What you are asked to do » Copy the first line of the material below and every later line through the line containing "string; label: string;", without any other output.

Data extract »
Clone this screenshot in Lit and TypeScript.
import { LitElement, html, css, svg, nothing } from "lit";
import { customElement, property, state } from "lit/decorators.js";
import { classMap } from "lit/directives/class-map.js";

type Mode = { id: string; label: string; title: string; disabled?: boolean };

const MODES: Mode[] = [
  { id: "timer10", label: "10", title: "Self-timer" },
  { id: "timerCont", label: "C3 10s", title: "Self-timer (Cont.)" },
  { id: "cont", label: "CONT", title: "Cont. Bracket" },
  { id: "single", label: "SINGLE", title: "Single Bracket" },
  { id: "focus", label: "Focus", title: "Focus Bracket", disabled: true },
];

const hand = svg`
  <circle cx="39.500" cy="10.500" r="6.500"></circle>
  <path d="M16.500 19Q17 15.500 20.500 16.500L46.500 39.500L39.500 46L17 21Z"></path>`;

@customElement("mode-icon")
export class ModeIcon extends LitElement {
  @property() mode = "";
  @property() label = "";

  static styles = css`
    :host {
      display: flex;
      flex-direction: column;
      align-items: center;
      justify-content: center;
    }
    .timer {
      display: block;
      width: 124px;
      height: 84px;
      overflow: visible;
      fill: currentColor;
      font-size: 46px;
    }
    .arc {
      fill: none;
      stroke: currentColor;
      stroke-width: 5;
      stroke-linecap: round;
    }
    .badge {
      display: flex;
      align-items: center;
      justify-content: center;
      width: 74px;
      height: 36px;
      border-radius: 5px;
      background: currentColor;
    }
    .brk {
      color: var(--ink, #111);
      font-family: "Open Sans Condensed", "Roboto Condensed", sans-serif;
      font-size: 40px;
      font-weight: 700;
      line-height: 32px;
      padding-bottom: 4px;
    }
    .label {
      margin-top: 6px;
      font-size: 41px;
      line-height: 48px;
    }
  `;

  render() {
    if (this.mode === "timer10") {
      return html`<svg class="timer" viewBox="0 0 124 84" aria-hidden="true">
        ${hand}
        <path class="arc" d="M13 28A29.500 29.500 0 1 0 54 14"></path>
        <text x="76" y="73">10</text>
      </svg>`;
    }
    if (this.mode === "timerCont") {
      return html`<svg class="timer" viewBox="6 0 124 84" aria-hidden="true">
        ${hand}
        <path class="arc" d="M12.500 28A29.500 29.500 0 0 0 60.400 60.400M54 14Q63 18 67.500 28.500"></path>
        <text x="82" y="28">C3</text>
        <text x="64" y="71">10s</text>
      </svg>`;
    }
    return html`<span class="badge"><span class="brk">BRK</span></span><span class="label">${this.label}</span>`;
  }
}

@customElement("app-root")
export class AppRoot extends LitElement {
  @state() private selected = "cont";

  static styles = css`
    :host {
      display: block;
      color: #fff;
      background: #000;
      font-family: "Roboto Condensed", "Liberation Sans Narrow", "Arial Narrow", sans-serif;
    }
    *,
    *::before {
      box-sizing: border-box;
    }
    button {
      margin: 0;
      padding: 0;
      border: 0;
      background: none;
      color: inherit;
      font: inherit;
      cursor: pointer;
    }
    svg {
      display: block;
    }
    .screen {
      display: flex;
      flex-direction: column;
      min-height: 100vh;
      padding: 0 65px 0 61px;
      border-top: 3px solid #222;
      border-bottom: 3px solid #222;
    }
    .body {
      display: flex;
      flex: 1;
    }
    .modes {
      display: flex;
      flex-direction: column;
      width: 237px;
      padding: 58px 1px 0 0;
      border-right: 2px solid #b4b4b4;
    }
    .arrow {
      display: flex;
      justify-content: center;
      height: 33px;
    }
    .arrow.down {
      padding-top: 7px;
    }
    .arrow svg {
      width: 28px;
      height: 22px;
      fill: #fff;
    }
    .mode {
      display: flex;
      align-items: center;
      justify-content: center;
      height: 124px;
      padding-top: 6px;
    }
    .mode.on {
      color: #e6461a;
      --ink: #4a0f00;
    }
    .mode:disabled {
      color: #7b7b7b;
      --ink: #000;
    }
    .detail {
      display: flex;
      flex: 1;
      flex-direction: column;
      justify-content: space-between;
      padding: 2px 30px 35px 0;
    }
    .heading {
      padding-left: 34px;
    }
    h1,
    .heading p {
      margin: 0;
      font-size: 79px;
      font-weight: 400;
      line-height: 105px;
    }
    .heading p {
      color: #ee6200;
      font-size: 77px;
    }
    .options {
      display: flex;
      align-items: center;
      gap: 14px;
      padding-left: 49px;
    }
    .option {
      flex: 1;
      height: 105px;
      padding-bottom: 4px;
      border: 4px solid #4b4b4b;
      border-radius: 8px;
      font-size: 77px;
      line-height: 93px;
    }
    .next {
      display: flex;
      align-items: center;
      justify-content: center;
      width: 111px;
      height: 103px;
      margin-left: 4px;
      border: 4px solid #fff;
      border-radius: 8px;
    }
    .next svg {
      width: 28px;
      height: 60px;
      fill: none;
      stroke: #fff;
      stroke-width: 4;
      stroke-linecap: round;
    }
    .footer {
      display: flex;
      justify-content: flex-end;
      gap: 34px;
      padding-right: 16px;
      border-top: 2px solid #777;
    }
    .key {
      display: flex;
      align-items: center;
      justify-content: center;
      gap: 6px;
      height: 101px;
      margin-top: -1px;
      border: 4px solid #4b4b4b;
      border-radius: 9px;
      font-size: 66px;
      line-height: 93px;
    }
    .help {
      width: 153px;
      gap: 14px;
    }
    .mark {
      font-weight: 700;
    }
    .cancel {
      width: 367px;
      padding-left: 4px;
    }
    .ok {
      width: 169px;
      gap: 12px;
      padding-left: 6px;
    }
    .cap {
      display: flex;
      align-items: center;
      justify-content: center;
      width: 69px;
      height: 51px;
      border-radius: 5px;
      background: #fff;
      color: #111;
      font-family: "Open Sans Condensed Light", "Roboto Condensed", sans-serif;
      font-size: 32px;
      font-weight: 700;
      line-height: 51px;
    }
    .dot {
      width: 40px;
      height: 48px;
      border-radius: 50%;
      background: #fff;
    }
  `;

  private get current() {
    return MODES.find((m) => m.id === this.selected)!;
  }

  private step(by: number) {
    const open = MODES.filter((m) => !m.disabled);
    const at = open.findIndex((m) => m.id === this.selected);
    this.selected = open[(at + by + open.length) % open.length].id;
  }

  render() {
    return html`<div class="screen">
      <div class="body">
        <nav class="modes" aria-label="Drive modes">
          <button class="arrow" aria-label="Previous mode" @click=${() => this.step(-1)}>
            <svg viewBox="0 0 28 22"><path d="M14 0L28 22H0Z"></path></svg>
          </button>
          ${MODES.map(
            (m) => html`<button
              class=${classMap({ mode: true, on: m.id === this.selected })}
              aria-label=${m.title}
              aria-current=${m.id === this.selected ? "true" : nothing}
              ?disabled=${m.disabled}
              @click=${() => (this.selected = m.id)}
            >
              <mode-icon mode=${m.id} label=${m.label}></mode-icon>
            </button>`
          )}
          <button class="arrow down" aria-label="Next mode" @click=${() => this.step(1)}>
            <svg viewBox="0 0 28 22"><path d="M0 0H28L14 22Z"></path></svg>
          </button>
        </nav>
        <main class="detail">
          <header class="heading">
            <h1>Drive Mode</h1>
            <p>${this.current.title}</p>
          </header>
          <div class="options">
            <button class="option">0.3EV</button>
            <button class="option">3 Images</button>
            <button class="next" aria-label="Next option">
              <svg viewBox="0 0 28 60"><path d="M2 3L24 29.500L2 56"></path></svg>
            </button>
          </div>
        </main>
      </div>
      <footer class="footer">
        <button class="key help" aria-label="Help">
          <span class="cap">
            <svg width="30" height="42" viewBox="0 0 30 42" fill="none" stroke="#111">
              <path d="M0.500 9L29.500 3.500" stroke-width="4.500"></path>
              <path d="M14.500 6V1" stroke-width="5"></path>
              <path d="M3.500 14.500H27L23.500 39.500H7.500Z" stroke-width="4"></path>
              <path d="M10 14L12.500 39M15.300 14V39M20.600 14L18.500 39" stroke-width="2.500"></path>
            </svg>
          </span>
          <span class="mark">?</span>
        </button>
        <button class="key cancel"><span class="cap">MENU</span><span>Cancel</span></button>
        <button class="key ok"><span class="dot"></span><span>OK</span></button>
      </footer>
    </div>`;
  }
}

Solution for this exercise »
Clone this screenshot in Lit and TypeScript.
import { LitElement, html, css, svg, nothing } from "lit";
import { customElement, property, state } from "lit/decorators.js";
import { classMap } from "lit/directives/class-map.js";

type Mode = { id: string; label: string; title: string; disabled?: boolean };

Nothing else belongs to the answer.